Sleep and memory: The impact of sleep deprivation on transcription, translational control, and protein synthesis in the brain

Abstract

In countries around the world, sleep deprivation represents a widespread problem affecting school-age children, teenagers, and adults. Acute sleep deprivation and more chronic sleep restriction adversely affect individual health, impairing memory and cognitive performance as well as increasing the risk and progression of numerous diseases. In mammals, the hippocampus and hippocampus-dependent memory are vulnerable to the effects of acute sleep deprivation.

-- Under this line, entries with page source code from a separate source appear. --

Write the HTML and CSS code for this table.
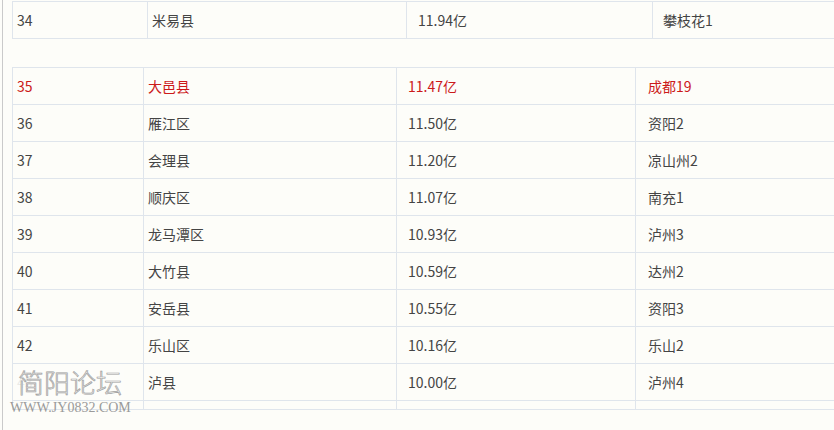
FILE: index.html
```html
<!DOCTYPE html>
<html lang="zh-CN">
<head>
<meta charset="utf-8">
<link rel="stylesheet" href="styles.css">
</head>
<body>
<div class="page">
  <div class="content">
    <div class="tbl tbl-a">
      <div class="c c1">34</div><div class="c c2">米易县</div><div class="c c3">11.94亿</div><div class="c c4">攀枝花1</div>
    </div>
    <div class="tbl tbl-b">
      <div class="c c1 red">35</div><div class="c c2 red">大邑县</div><div class="c c3 red">11.47亿</div><div class="c c4 red">成都19</div>
      <div class="c c1">36</div><div class="c c2">雁江区</div><div class="c c3">11.50亿</div><div class="c c4">资阳2</div>
      <div class="c c1">37</div><div class="c c2">会理县</div><div class="c c3">11.20亿</div><div class="c c4">凉山州2</div>
      <div class="c c1">38</div><div class="c c2">顺庆区</div><div class="c c3">11.07亿</div><div class="c c4">南充1</div>
      <div class="c c1">39</div><div class="c c2">龙马潭区</div><div class="c c3">10.93亿</div><div class="c c4">泸州3</div>
      <div class="c c1">40</div><div class="c c2">大竹县</div><div class="c c3">10.59亿</div><div class="c c4">达州2</div>
      <div class="c c1">41</div><div class="c c2">安岳县</div><div class="c c3">10.55亿</div><div class="c c4">资阳3</div>
      <div class="c c1">42</div><div class="c c2">乐山区</div><div class="c c3">10.16亿</div><div class="c c4">乐山2</div>
      <div class="c c1">43</div><div class="c c2">泸县</div><div class="c c3">10.00亿</div><div class="c c4">泸州4</div>
      <div class="c c1 thin"></div><div class="c c2 thin"></div><div class="c c3 thin"></div><div class="c c4 thin"></div>
    </div>
  </div>
  <div class="watermark">
    <div class="wm-cn">简阳论坛</div>
    <div class="wm-en">WWW.JY0832.COM</div>
  </div>
</div>
</body>
</html>
```

FILE: styles.css
```css
html, body {
  margin: 0;
  padding: 0;
  background: #fdfdf9;
}
body {
  width: 834px;
  height: 430px;
  overflow: hidden;
  font-family: "Noto Sans CJK SC", "Noto Sans", sans-serif;
  font-size: 14px;
  color: #444444;
}
.page {
  position: relative;
  height: 430px;
  margin-left: 2px;
  border-left: 1px solid #cacaca;
  overflow: hidden;
}
.content {
  padding-left: 9px;
  padding-top: 1px;
}
.tbl {
  display: grid;
  width: 1000px;
  border-top: 1px solid #dfe5ec;
  border-left: 1px solid #dfe5ec;
}
.tbl-a {
  grid-template-columns: 135px 259px 246px 360px;
}
.tbl-b {
  margin-top: 28px;
  grid-template-columns: 131px 253px 239px 377px;
}
.c {
  box-sizing: border-box;
  height: 37px;
  line-height: 36px;
  border-right: 1px solid #dfe5ec;
  border-bottom: 1px solid #dfe5ec;
  white-space: nowrap;
}
.c.thin {
  height: 9px;
}
.c1, .c2 {
  padding-left: 4px;
}
.c3 {
  padding-left: 11px;
}
.tbl-a .c4 {
  padding-left: 10px;
}
.tbl-b .c4 {
  padding-left: 12px;
}
.red {
  color: #cc1a1a;
}
.watermark {
  position: absolute;
  left: 7px;
  top: 366px;
  pointer-events: none;
}
.wm-cn {
  display: inline-block;
  font-family: "Noto Sans CJK SC", sans-serif;
  font-weight: 200;
  font-size: 26px;
  line-height: 32px;
  color: #f6f6f4;
  -webkit-text-stroke: 0.7px #a0a0a0;
  margin-left: 6px;
  padding: 0 2px;
  background: rgba(253, 253, 249, 0.9);
}
.wm-en {
  font-family: "Liberation Serif", serif;
  font-size: 14px;
  line-height: 16px;
  color: #9a9a9a;
  margin-top: 2px;
}
```
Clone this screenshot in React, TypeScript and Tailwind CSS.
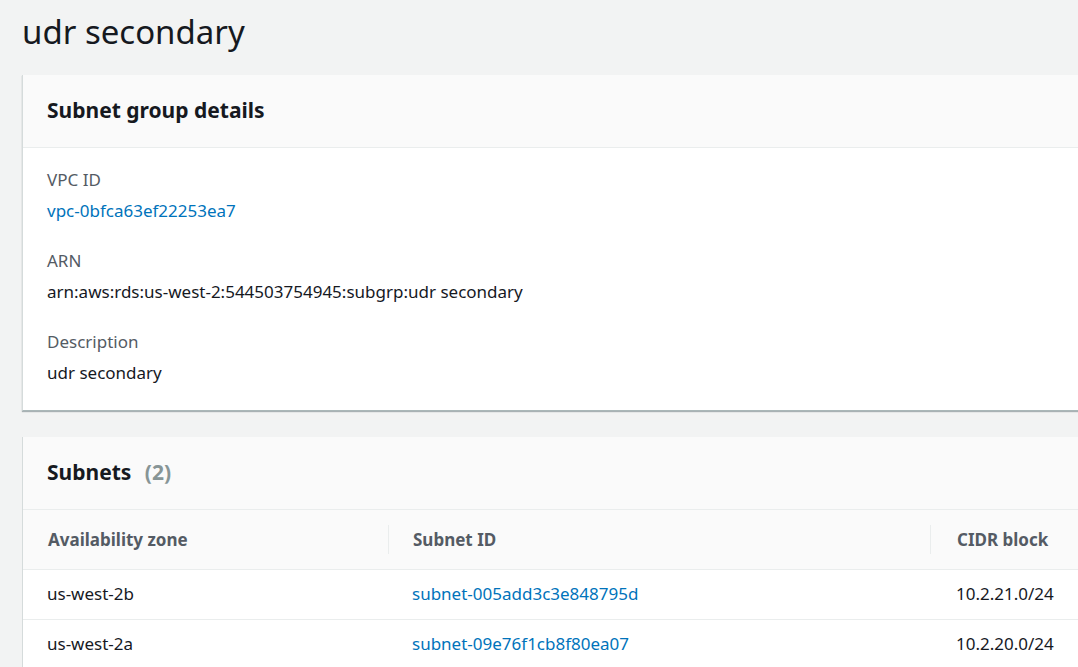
export default function App() {
  const rows = [
    { az: "us-west-2b", id: "subnet-005add3c3e848795d", cidr: "10.2.21.0/24" },
    { az: "us-west-2a", id: "subnet-09e76f1cb8f80ea07", cidr: "10.2.20.0/24" },
  ];

  return (
    <div className="h-screen w-full overflow-hidden bg-[#f2f3f3] text-[#16191f] font-['Noto_Sans',sans-serif]">
      <div className="w-[1120px] pl-[22px]">
        {/* Page title */}
        <h1 className="pt-[11px] h-[75px] text-[33px] leading-[42px] font-normal">udr secondary</h1>

        {/* Details card */}
        <section className="bg-white border-l border-[#d5dbdb] shadow-[0_1px_1px_0_rgba(0,28,36,0.3)] border-b border-b-[#aab7b8]">
          <div className="h-[73px] flex items-center px-[24px] bg-[#fafafa] border-b border-[#eaeded]">
            <h2 className="text-[21px] font-bold">Subnet group details</h2>
          </div>
          <div className="px-[24px] pt-[20px] pb-[25px] flex flex-col gap-[26px] text-[17px]">
            <div>
              <div className="text-[#545b64] leading-[24px]">VPC ID</div>
              <div className="text-[#0073bb] leading-[24px] mt-[7px]">vpc-0bfca63ef22253ea7</div>
            </div>
            <div>
              <div className="text-[#545b64] leading-[24px]">ARN</div>
              <div className="leading-[24px] mt-[7px]">arn:aws:rds:us-west-2:544503754945:subgrp:udr secondary</div>
            </div>
            <div>
              <div className="text-[#545b64] leading-[24px]">Description</div>
              <div className="leading-[24px] mt-[7px]">udr secondary</div>
            </div>
          </div>
        </section>

        {/* Subnets card */}
        <section className="mt-[26px] bg-white border-l border-[#d5dbdb]">
          <div className="h-[73px] flex items-center px-[24px] bg-[#fafafa] border-b border-[#eaeded]">
            <h2 className="text-[21px] font-bold">
              Subnets <span className="ml-[8px] text-[#879596] font-bold">(2)</span>
            </h2>
          </div>
          <table className="w-full text-[17px] border-collapse">
            <thead>
              <tr className="h-[59px] bg-[#fafafa] border-b border-[#eaeded] text-[#545b64] text-left">
                <th className="w-[365px] pl-[25px] font-bold">Availability zone</th>
                <th className="w-[542px] p-0 font-bold">
                  <div className="border-l border-[#eaeded] h-[29px] flex items-center pl-[24px]">Subnet ID</div>
                </th>
                <th className="p-0 font-bold">
                  <div className="border-l border-[#eaeded] h-[29px] flex items-center pl-[26px]">CIDR block</div>
                </th>
              </tr>
            </thead>
            <tbody>
              {rows.map((r) => (
                <tr key={r.id} className="h-[50px] border-b border-[#eaeded]">
                  <td className="pl-[24px]">{r.az}</td>
                  <td className="pl-[24px] text-[#0073bb]">{r.id}</td>
                  <td className="pl-[26px]">{r.cidr}</td>
                </tr>
              ))}
            </tbody>
          </table>
        </section>
      </div>
    </div>
  );
}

Sleep deprivation induces changes in molecular signaling, gene expression and may cause changes in dendritic structure in neurons. Genome wide studies have shown that acute sleep deprivation alters gene transcription, although the pool of genes affected varies between brain regions. More recently, advances in research have drawn attention to differences in gene regulation between the level of the transcriptome compared with the pool of mRNA associated with ribosomes for protein translation following sleep deprivation. Thus, in addition to transcriptional changes, sleep deprivation also affects downstream processes to alter protein translation. In this review, we focus on the multiple levels through which acute sleep deprivation impacts gene regulation, highlighting potential post-transcriptional and translational processes that may be affected by sleep deprivation. Understanding the multiple levels of gene regulation impacted by sleep deprivation is essential for future development of therapeutics that may mitigate the effects of sleep loss.

Keywords: gene expression; hippocampus; memory; ribosome; sleep deprivation; translation.

Figure 1.. Overview of the impacts of sleep deprivation on hippocampus dependent memory and examples of molecular pathways that are affected.

Figure 2.. Post-transcriptional processes impacted by sleep deprivation.

Sleep deprivation affects mRNA splicing, polyadenylation, and miRNA mediated degradation. Sleep deprivation also decreases mTOR signaling resulting in 4EBP mediated inhibition of translation.

Figure 3.. Prediction analysis of miRNAs associated with downregulation of gene expression after sleep deprivation.

Analysis of genes down regulated in the translatome, but not the transcriptome, revealed predicted 3’ UTR binding sites for two miRNAs, miR-7045–3p and miR-6971–5p.

Figure 4.. Comparative analysis of the translatome in hippocampal excitatory neurons after sleep deprivation and long-term potentiation.

a) Comparison of differentially expressed genes after 3 hours of sleep deprivation and 5 hours of sleep deprivation. b) Comparison of differentially expressed genes in the translatome after 5 hours of sleep deprivation with changes observed after LTP in the hippocampus. Genes highlighted in yellow have opposite directions of regulation between sleep deprivation and LTP.